If there’s one thing I now know for sure, it’s that a woman who rarely wears panty hose should never buy the size of panty hose she thinks will fit. Even if your waist management plan is working well, buy the next size up.
Trust me on this one.
Earlier this week, and just when I was starting to see a sliver of progress in the treadmill bid to a size 10, I blindsided my ego, pulled a groin muscle, and nearly strangled everything below my belly button trying to wedge myself into a too-small pair of demon nylons.
If I’d have had even a shred of sensibility, I would have stopped the tortuous routine just after my feet slid into place in the “sandal toes” and the rest of the contraption slammed to a halt at my calves.
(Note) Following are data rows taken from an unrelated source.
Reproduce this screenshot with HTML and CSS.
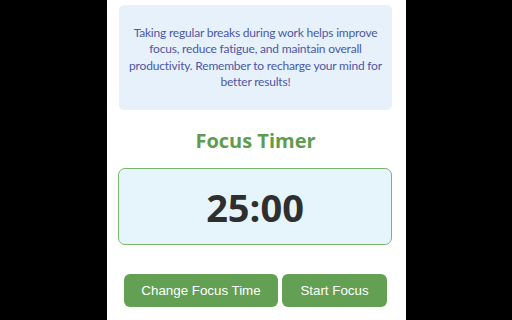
FILE: index.html
```html
<!DOCTYPE html>
<html>
<head>
<meta charset="utf-8">
<link rel="stylesheet" href="styles.css">
</head>
<body>
<div class="panel">
  <div class="info">
    <p>Taking regular breaks during work helps improve focus, reduce fatigue, and maintain overall productivity. Remember to recharge your mind for better results!</p>
  </div>
  <h1 class="title">Focus Timer</h1>
  <div class="timer">25:00</div>
  <div class="actions">
    <button class="btn btn-change">Change Focus Time</button>
    <button class="btn btn-start">Start Focus</button>
  </div>
</div>
</body>
</html>
```

FILE: styles.css
```css
html, body {
  margin: 0;
  padding: 0;
  background: #000;
  height: 100%;
}
body {
  display: flex;
  justify-content: center;
}
.panel {
  width: 299px;
  margin-left: 1px;
  background: #fff;
  box-sizing: border-box;
  padding: 5px 14px 0 12px;
  height: 320px;
  font-family: "Open Sans", "Noto Sans", sans-serif;
}
.info {
  background: #e7f1fc;
  border-radius: 5px;
  height: 105px;
  box-sizing: border-box;
  display: flex;
  align-items: center;
  justify-content: center;
  padding: 0 6px;
}
.info p {
  margin: 0;
  text-align: center;
  color: #4c58a4;
  font-family: Lato, "Open Sans", sans-serif;
  font-size: 12px;
  letter-spacing: -0.2px;
  line-height: 16.5px;
}
.title {
  margin: 10px 0 0;
  height: 42px;
  line-height: 42px;
  text-align: center;
  color: #5f9c4d;
  font-size: 20px;
  font-weight: 700;
}
.timer {
  margin: 6px 0 0 -1px;
  height: 77px;
  box-sizing: border-box;
  border: 1.5px solid #79b86b;
  border-radius: 7px;
  background: #e6f5fb;
  display: flex;
  align-items: center;
  justify-content: center;
  color: #2f2f2f;
  font-size: 38px;
  font-weight: 700;
}
.actions {
  margin-top: 29px;
  display: flex;
  justify-content: center;
  gap: 4px;
}
.btn {
  height: 33px;
  border: none;
  border-radius: 6px;
  background: #63a054;
  color: #fff;
  font-family: "Liberation Sans", Arial, sans-serif;
  font-size: 13.33px;
  padding: 0;
}
.btn-change { width: 154px; }
.btn-start { width: 105px; }
```
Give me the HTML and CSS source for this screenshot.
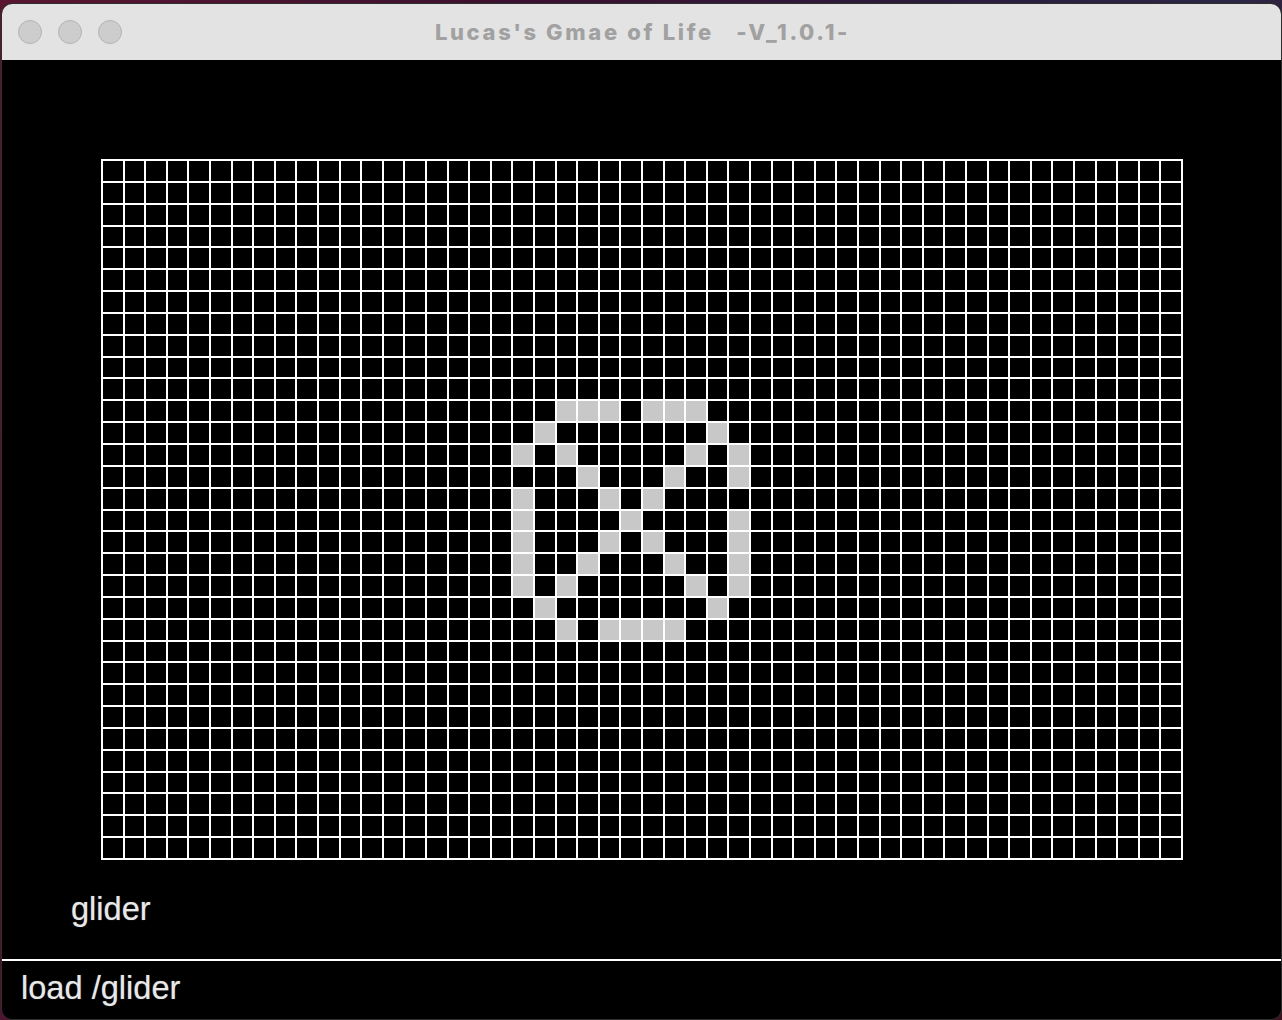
FILE: index.html
```html
<!DOCTYPE html>
<html lang="en">
<head>
<meta charset="utf-8">
<title>Lucas's Gmae of Life</title>
<link rel="stylesheet" href="styles.css">
</head>
<body>
<div class="window">
  <div class="titlebar">
    <div class="lights">
      <span class="light"></span>
      <span class="light"></span>
      <span class="light"></span>
    </div>
    <div class="title">Lucas's Gmae of Life   -V_1.0.1-</div>
    <div></div>
  </div>
  <div class="content">
    <div class="board" id="board"></div>
    <div class="label">glider</div>
    <div class="command">load /glider</div>
  </div>
</div>
<script src="script.js"></script>
</body>
</html>
```

FILE: styles.css
```css
html, body {
  margin: 0;
  padding: 0;
}
body {
  width: 1282px;
  height: 1020px;
  overflow: hidden;
  background: linear-gradient(100deg, #5a1630 0%, #3c1030 35%, #2a1c3c 65%, #2c2646 85%, #3a1420 100%);
}
.window {
  box-sizing: border-box;
  margin: 3px 0 0 1px;
  width: 1281px;
  height: 1017px;
  border: 1px solid #2e2e2e;
  border-radius: 11px;
  overflow: hidden;
  background: #000;
  display: flex;
  flex-direction: column;
}
.titlebar {
  height: 56px;
  flex: none;
  background: #e3e3e3;
  display: grid;
  grid-template-columns: 1fr auto 1fr;
  align-items: center;
}
.lights {
  display: flex;
  gap: 16px;
  padding-left: 16px;
}
.light {
  width: 22px;
  height: 22px;
  border-radius: 50%;
  background: #cdcdcd;
  border: 1px solid #b4b4b4;
}
.title {
  font-family: Inter, "Liberation Sans", sans-serif;
  font-weight: 800;
  font-size: 22px;
  letter-spacing: 2.65px;
  color: #a1a1a1;
  white-space: pre;
  padding-left: 2px;
}
.content {
  flex: 1;
  display: flex;
  flex-direction: column;
  padding-top: 99px;
}
.board {
  box-sizing: border-box;
  margin-left: 99px;
  width: 1082px;
  height: 701px;
  padding: 2px;
  gap: 2px;
  background: #fff;
  display: grid;
  grid-template-columns: repeat(50, 1fr);
  grid-template-rows: repeat(32, 1fr);
}
.cell {
  background: #000;
}
.cell.alive {
  background: #c8c8c8;
}
.label, .command {
  font-family: "Liberation Sans", Arial, sans-serif;
  font-size: 32.6px;
  line-height: 36px;
  color: #e8e8e8;
  text-shadow: 0 0 1px rgba(255, 255, 255, 0.45);
}
.label {
  margin-top: 31px;
  padding-left: 69px;
}
.command {
  margin-top: auto;
  border-top: 2px solid #fff;
  padding: 9px 0 13px 19px;
}
```

FILE: script.js
```js
const live = {
  11: [21, 22, 23, 25, 26, 27],
  12: [20, 28],
  13: [19, 21, 27, 29],
  14: [22, 26, 29],
  15: [19, 23, 25],
  16: [19, 24, 29],
  17: [19, 23, 25, 29],
  18: [19, 22, 26, 29],
  19: [19, 21, 27, 29],
  20: [20, 28],
  21: [21, 23, 24, 25, 26]
};
const board = document.getElementById('board');
for (let r = 0; r < 32; r++) {
  for (let c = 0; c < 50; c++) {
    const cell = document.createElement('div');
    cell.className = 'cell';
    if (live[r] && live[r].includes(c)) cell.classList.add('alive');
    board.appendChild(cell);
  }
}
```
But oh, no. I pulled and plied my lower torso into a Jim Carey contortionist routine—determined that the panty hose chart on the back of the package wasn’t a fib.
Thank heavens the door to my bedroom was shut.
I should have picked the panty hose sized 20 pounds in excess of my own body weight. But, of course, what woman in her right mind does that?
Instead, I fought to get them on, blew a run down one leg before I’d finished, and wore them all day out of spite—even though I was sure that if I bent at the knees, I’d need emergency help.
Then again, maybe if I’d have had the “collective energy of 10 people to weed through all of the tasks at hand” that my weekly horoscope told me I would, I’d have had better luck.
Either they’d have shopped for the right panty hose or five of them could have stretched open the little number I’d bought while the other five dropped me into place.
Needless to say, I’ve boycotted panty hose from my underwear drawer, just as I have the hottest new “back again” trend—leggings. History might repeat itself, but even when leggings were around in the early 1990s, they scared me to death.
Until the day “skinny pants” make piano legs look like what Tyra Banks is walking around on, I’m not buying!
However, let’s get back to the prognosticator’s report. I’ll admit I’m keen on reading my horoscope every week and often—if I try real hard—can find some truth to it in my life.
But not this time.
The only collective energy of 10 people I came across this week manifested themselves in my dog, “Cash,” when—in a matter of minutes—he managed to steal countless valuable tools out of the back of the half-ton truck belonging to the local “Satellite Man.”
That same collective energy also possessed “Ozzie” the cat as he leapt out of said truck when I told him that if he didn’t bail, he’d be on a one-way trip with the “Satellite Man” to the next job location—a remote community far east of town with lots of dogs.
My horoscope also predicted, and rightly so, that my to-do list is a mile long. What else is new? Granted, I’m not the “sit around” kind and if I had to retire from my job tomorrow, I’d never be out of work.
But come to think of it, after Dec. 12, I won’t have to worry about that, either. As far as I can see it, too much to do is the least of my problems. I thrive on a busy life.
What I wonder about these days is if anyone raised an eyebrow as they drove past my property at 7 a.m. recently as I stood in the middle of the field in my pajamas and long underwear, gum rubbers, a lumberjack coat, “bed head” all a’ fury, and wielding a golf club—hot on the trail of the fierce little rodent that was trying to eat my dog.
If someone spotted me standing there in my trendy fashions, I didn’t see what was coming.
Fortunately, neither did the ground hog.